DESCRIPTION OF THE TASK> Extract the lines that carry the string "index" from the listing.

DATA SECTION>
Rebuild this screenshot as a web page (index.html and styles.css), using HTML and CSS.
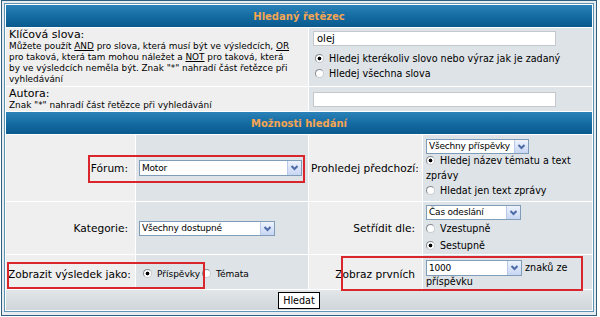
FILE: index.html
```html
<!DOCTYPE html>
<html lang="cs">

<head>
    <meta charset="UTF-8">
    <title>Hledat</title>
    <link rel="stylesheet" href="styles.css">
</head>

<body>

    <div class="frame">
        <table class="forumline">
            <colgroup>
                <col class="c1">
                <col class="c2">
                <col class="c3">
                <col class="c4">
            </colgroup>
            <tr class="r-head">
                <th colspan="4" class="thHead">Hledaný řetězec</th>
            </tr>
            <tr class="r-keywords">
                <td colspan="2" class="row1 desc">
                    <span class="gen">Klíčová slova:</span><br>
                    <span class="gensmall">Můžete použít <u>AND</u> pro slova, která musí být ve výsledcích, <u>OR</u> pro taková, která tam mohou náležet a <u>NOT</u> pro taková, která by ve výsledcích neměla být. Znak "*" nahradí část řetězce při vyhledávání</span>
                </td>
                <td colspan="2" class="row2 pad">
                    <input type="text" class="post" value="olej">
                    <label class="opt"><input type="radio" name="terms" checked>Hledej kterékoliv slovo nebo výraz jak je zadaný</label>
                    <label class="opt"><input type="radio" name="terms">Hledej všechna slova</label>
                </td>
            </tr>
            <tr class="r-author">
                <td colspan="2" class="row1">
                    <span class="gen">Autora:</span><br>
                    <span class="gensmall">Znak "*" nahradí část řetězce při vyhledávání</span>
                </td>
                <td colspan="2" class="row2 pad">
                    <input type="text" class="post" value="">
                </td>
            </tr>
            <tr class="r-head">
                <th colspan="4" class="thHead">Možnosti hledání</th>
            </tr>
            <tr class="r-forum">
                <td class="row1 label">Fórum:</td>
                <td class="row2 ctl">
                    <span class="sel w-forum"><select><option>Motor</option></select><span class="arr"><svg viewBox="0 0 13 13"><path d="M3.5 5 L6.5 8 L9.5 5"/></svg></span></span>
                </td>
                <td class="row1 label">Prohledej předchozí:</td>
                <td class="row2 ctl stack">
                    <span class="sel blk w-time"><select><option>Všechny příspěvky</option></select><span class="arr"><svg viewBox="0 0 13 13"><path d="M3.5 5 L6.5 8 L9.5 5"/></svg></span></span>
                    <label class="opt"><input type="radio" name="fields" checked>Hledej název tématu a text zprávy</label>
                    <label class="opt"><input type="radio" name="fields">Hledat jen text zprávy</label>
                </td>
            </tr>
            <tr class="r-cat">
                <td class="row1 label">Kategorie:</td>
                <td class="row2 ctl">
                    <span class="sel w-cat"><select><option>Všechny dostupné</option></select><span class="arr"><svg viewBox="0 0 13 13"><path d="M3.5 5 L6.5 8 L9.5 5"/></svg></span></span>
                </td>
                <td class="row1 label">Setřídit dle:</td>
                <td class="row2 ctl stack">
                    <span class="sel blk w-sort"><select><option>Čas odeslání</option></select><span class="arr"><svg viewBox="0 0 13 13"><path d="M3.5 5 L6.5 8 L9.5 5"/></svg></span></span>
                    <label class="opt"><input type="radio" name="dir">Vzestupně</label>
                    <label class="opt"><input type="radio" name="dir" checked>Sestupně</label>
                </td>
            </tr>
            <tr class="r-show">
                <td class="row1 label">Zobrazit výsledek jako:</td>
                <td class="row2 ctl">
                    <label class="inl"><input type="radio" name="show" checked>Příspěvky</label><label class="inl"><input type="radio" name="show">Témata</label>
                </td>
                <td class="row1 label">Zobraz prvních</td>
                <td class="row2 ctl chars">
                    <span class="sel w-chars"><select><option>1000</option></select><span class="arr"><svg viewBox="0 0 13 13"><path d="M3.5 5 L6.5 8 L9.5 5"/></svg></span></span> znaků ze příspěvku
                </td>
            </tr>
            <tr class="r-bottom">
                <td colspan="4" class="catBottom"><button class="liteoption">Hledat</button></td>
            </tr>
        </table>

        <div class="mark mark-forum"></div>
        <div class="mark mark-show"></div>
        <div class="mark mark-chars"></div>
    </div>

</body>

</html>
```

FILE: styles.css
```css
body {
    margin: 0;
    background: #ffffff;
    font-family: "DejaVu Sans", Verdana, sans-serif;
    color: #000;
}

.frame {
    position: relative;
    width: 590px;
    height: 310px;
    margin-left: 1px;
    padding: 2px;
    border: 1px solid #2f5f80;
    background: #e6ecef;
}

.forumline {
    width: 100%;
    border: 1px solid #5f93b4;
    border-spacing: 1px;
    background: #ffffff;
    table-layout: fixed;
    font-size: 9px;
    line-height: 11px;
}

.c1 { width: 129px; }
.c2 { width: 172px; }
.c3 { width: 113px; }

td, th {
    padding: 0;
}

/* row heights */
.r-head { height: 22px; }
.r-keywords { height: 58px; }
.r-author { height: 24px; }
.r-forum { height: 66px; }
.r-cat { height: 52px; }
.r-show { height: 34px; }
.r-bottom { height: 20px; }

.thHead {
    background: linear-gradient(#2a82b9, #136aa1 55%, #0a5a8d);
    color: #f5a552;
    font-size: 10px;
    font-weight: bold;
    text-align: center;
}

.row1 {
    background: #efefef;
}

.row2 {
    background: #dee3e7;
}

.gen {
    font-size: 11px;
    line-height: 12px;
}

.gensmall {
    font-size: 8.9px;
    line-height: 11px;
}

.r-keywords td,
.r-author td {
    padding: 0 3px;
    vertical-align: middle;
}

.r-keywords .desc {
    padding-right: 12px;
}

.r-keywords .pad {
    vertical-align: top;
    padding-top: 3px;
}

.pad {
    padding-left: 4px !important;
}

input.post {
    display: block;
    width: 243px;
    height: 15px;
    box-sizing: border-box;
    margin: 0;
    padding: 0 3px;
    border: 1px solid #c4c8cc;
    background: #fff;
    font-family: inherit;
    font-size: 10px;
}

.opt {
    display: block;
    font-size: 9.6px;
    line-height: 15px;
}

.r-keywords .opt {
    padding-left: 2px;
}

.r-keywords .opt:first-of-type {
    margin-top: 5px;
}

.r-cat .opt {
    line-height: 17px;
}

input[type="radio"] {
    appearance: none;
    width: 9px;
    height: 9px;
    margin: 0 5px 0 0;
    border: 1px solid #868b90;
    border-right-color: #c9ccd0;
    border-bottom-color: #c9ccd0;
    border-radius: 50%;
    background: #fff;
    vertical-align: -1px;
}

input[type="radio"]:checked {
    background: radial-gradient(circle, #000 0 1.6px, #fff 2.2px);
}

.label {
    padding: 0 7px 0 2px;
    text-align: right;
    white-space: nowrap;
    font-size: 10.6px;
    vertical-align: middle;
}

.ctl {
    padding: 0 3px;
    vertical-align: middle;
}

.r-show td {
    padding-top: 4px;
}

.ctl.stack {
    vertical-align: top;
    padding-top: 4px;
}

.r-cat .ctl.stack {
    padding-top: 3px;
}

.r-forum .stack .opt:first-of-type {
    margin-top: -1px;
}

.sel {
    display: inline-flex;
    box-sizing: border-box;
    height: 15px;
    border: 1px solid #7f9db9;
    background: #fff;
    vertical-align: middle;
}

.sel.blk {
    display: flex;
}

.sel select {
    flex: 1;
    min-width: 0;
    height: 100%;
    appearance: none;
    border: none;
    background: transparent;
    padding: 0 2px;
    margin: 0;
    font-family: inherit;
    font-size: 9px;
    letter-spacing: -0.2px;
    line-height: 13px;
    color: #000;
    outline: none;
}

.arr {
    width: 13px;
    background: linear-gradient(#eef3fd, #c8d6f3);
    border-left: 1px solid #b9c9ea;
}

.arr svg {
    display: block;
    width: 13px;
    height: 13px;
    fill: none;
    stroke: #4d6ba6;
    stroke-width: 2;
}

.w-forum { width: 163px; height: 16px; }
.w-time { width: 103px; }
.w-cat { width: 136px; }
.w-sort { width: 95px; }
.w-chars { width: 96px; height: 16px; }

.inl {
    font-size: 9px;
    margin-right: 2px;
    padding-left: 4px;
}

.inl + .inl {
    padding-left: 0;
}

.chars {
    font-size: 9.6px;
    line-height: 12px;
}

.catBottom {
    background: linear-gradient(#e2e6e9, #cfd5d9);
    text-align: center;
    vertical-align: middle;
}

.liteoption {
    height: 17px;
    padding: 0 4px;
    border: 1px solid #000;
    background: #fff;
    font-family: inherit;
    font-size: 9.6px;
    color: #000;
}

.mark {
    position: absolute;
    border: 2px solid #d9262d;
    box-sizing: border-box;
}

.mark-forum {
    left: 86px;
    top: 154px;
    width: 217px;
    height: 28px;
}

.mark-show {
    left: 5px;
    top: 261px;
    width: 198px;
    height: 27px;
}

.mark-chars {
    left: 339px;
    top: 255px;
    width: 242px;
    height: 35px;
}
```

COMPLETE ANSWER>
Rebuild this screenshot as a web page (index.html and styles.css), using HTML and CSS.
FILE: index.html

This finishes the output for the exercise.